▶ _Exercise_
Among the lines below, count those with "this". Give only the number.
* Start Recorded data *
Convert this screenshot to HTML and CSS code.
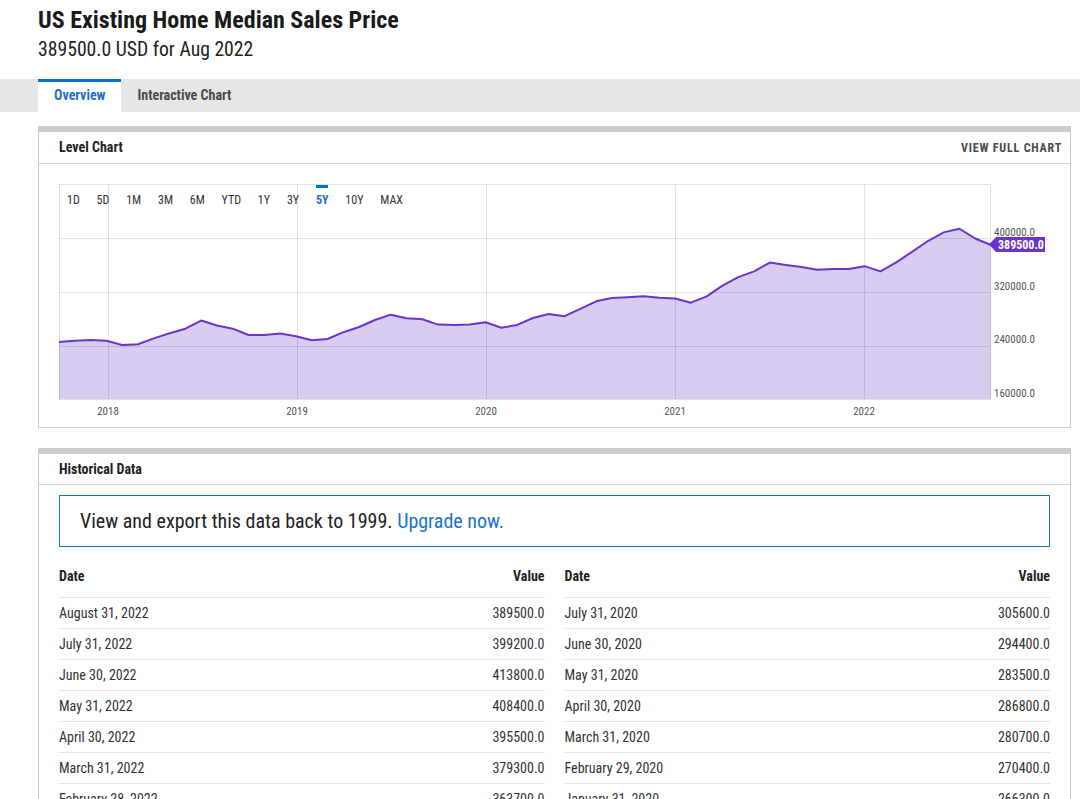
FILE: index.html
```html
<!DOCTYPE html>
<html lang="en">
<head>
<meta charset="utf-8">
<title>US Existing Home Median Sales Price</title>
<link rel="stylesheet" href="styles.css">
</head>
<body>
<header class="head">
  <h1 class="title">US Existing Home Median Sales Price</h1>
  <p class="sub">389500.0 USD for Aug 2022</p>
</header>
<nav class="tabs">
  <a class="tab active" href="#">Overview</a>
  <a class="tab" href="#">Interactive Chart</a>
</nav>
<main class="content">
  <section class="card">
    <div class="card-head">
      <h2 class="card-title">Level Chart</h2>
      <a class="card-link" href="#">VIEW FULL CHART</a>
    </div>
    <div class="chart">
      <svg class="chart-svg" width="1031" height="263" viewBox="39 164 1031 263">
        <g transform="matrix(15.797 0 0 -0.00067088 59 506.34)">
          <polygon class="area" points="0,160000 0,245100 1,247000 2,248000 3,246800 4,240500 5,241700 6,250400 7,257900 8,264800 9,276900 10,269600 11,264800 12,255400 13,255400 14,257700 15,253600 16,247600 17,249400 18,259600 19,267300 20,277700 21,285700 22,280500 23,278800 24,270900 25,270400 26,271200 27,274500 28,266300 29,270400 30,280700 31,286800 32,283500 33,294400 34,305600 35,310600 36,311800 37,313000 38,310800 39,309800 40,303600 41,313000 42,329100 43,341600 44,350300 45,363300 46,359900 47,356700 48,352800 49,353900 50,353900 51,358000 52,350300 53,363700 54,379300 55,395500 56,408400 57,413800 58,399200 59,389500 59,160000"/>
        </g>
        <g class="grid">
          <line x1="59" y1="184.5" x2="990" y2="184.5"/>
          <line x1="59" y1="238.5" x2="990" y2="238.5"/>
          <line x1="59" y1="292.5" x2="990" y2="292.5"/>
          <line x1="59" y1="346.5" x2="990" y2="346.5"/>
          <line x1="59" y1="399.5" x2="990" y2="399.5"/>
          <line x1="59.5" y1="184" x2="59.5" y2="400"/>
          <line x1="108.5" y1="185" x2="108.5" y2="399"/>
          <line x1="297.5" y1="185" x2="297.5" y2="399"/>
          <line x1="486.5" y1="185" x2="486.5" y2="399"/>
          <line x1="675.5" y1="185" x2="675.5" y2="399"/>
          <line x1="864.5" y1="185" x2="864.5" y2="399"/>
          <line x1="990.5" y1="184" x2="990.5" y2="400"/>
        </g>
        <g transform="matrix(15.797 0 0 -0.00067088 59 506.34)">
          <polyline class="line" points="0,245100 1,247000 2,248000 3,246800 4,240500 5,241700 6,250400 7,257900 8,264800 9,276900 10,269600 11,264800 12,255400 13,255400 14,257700 15,253600 16,247600 17,249400 18,259600 19,267300 20,277700 21,285700 22,280500 23,278800 24,270900 25,270400 26,271200 27,274500 28,266300 29,270400 30,280700 31,286800 32,283500 33,294400 34,305600 35,310600 36,311800 37,313000 38,310800 39,309800 40,303600 41,313000 42,329100 43,341600 44,350300 45,363300 46,359900 47,356700 48,352800 49,353900 50,353900 51,358000 52,350300 53,363700 54,379300 55,395500 56,408400 57,413800 58,399200 59,389500"/>
        </g>
        <g class="ylabels">
          <text x="994" y="235.5">400000.0</text>
          <text x="994" y="290">320000.0</text>
          <text x="994" y="343">240000.0</text>
          <text x="994" y="397">160000.0</text>
        </g>
        <g class="xlabels">
          <text x="108" y="414.5">2018</text>
          <text x="297" y="414.5">2019</text>
          <text x="486" y="414.5">2020</text>
          <text x="675" y="414.5">2021</text>
          <text x="864" y="414.5">2022</text>
        </g>
        <polygon class="badge" points="989,244.5 996,237 1045,237 1045,252 996,252"/>
        <text class="badge-text" x="998" y="249">389500.0</text>
      </svg>
      <div class="ranges">
        <span class="range">1D</span>
        <span class="range">5D</span>
        <span class="range">1M</span>
        <span class="range">3M</span>
        <span class="range">6M</span>
        <span class="range">YTD</span>
        <span class="range">1Y</span>
        <span class="range">3Y</span>
        <span class="range active">5Y</span>
        <span class="range">10Y</span>
        <span class="range">MAX</span>
      </div>
    </div>
  </section>

  <section class="card">
    <div class="card-head">
      <h2 class="card-title">Historical Data</h2>
    </div>
    <div class="card-body">
      <div class="upgrade">View and export this data back to 1999. <a href="#">Upgrade now.</a></div>
      <div class="tables">
        <table>
          <thead><tr><th>Date</th><th class="v">Value</th></tr></thead>
          <tbody>
            <tr><td>August 31, 2022</td><td class="v">389500.0</td></tr>
            <tr><td>July 31, 2022</td><td class="v">399200.0</td></tr>
            <tr><td>June 30, 2022</td><td class="v">413800.0</td></tr>
            <tr><td>May 31, 2022</td><td class="v">408400.0</td></tr>
            <tr><td>April 30, 2022</td><td class="v">395500.0</td></tr>
            <tr><td>March 31, 2022</td><td class="v">379300.0</td></tr>
            <tr><td>February 28, 2022</td><td class="v">363700.0</td></tr>
            <tr><td>January 31, 2022</td><td class="v">350300.0</td></tr>
            <tr><td>December 31, 2021</td><td class="v">358000.0</td></tr>
          </tbody>
        </table>
        <table>
          <thead><tr><th>Date</th><th class="v">Value</th></tr></thead>
          <tbody>
            <tr><td>July 31, 2020</td><td class="v">305600.0</td></tr>
            <tr><td>June 30, 2020</td><td class="v">294400.0</td></tr>
            <tr><td>May 31, 2020</td><td class="v">283500.0</td></tr>
            <tr><td>April 30, 2020</td><td class="v">286800.0</td></tr>
            <tr><td>March 31, 2020</td><td class="v">280700.0</td></tr>
            <tr><td>February 29, 2020</td><td class="v">270400.0</td></tr>
            <tr><td>January 31, 2020</td><td class="v">266300.0</td></tr>
            <tr><td>December 31, 2019</td><td class="v">274500.0</td></tr>
            <tr><td>November 30, 2019</td><td class="v">271200.0</td></tr>
          </tbody>
        </table>
      </div>
    </div>
  </section>
</main>
</body>
</html>
```

FILE: styles.css
```css
* { box-sizing: border-box; }

body {
  margin: 0;
  background: #fff;
  color: #333;
  font-family: "Roboto Condensed", "Liberation Sans Narrow", Roboto, sans-serif;
}

.head {
  height: 79px;
  padding: 6px 0 0 38px;
}

.title {
  margin: 0;
  font-size: 24px;
  line-height: 28px;
  font-weight: 700;
  color: #1a1a1a;
}

.sub {
  margin: 3px 0 0;
  font-size: 19.7px;
  line-height: 26px;
  color: #222;
}

.tabs {
  display: flex;
  height: 33px;
  padding-left: 38px;
  background: #e6e6e6;
}

.tab {
  padding: 0 16px 4px;
  border-top: 3px solid transparent;
  font-size: 14px;
  line-height: 26px;
  font-weight: 700;
  color: #4a4a4a;
  text-decoration: none;
}

.tab.active {
  background: #fff;
  border-top-color: #0073d1;
  color: #1f6fc9;
}

.content {
  width: 1071px;
  padding: 14px 0 40px 38px;
}

.card {
  border: 1px solid #cccccc;
  border-top: 6px solid #cccccc;
}

.card + .card { margin-top: 20px; }

.card-head {
  display: flex;
  justify-content: space-between;
  align-items: baseline;
  padding: 1px 8px 1px 20px;
  line-height: 28px;
  border-bottom: 1px solid #d4d4d4;
}

.card-title {
  margin: 0;
  font-size: 14px;
  font-weight: 700;
  color: #222;
}

.card-link {
  font-size: 12px;
  font-weight: 700;
  letter-spacing: 0.8px;
  color: #4a4a4a;
  text-decoration: none;
}

.chart {
  position: relative;
  height: 263px;
}

.chart-svg { display: block; }

.area { fill: #d8cdf0; stroke: none; }

.grid line {
  stroke: rgba(0, 0, 0, 0.11);
  stroke-width: 1;
}

.line {
  fill: none;
  stroke: #6a35c9;
  stroke-width: 2;
  stroke-linejoin: round;
  vector-effect: non-scaling-stroke;
}

.ylabels text,
.xlabels text {
  font-family: "Roboto Condensed", "Liberation Sans Narrow", Roboto, sans-serif;
  font-size: 11px;
  fill: #555;
}

.xlabels text { text-anchor: middle; }

.badge { fill: #6a34c8; }

.badge-text {
  font-family: "Roboto Condensed", "Liberation Sans Narrow", Roboto, sans-serif;
  font-size: 12px;
  font-weight: 700;
  fill: #fff;
}

.ranges {
  position: absolute;
  left: 28px;
  top: 21px;
  display: flex;
  gap: 16.8px;
}

.range {
  border-top: 3px solid transparent;
  padding-top: 5px;
  font-size: 12px;
  line-height: 14px;
  color: #333;
}

.range.active {
  border-top-color: #0073d1;
  color: #1f6fc9;
  font-weight: 700;
}

.card-body {
  padding: 10px 20px 0;
}

.upgrade {
  border: 1px solid #1a73c9;
  padding-left: 20px;
  font-size: 20px;
  line-height: 50px;
  color: #222;
}

.upgrade a {
  color: #1a73c9;
  text-decoration: none;
}

.tables {
  display: grid;
  grid-template-columns: 1fr 1fr;
  gap: 20px;
}

table {
  width: 100%;
  border-collapse: collapse;
  font-size: 14px;
}

th {
  padding: 20px 0 12px;
  line-height: 18px;
  text-align: left;
  font-weight: 700;
  color: #222;
  border-bottom: 1px solid #e3e3e3;
}

td {
  padding: 0;
  line-height: 30px;
  color: #333;
  border-bottom: 1px solid #e3e3e3;
}

th.v, td.v { text-align: right; }
```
* End Recorded data *
▶ _Task answer_
2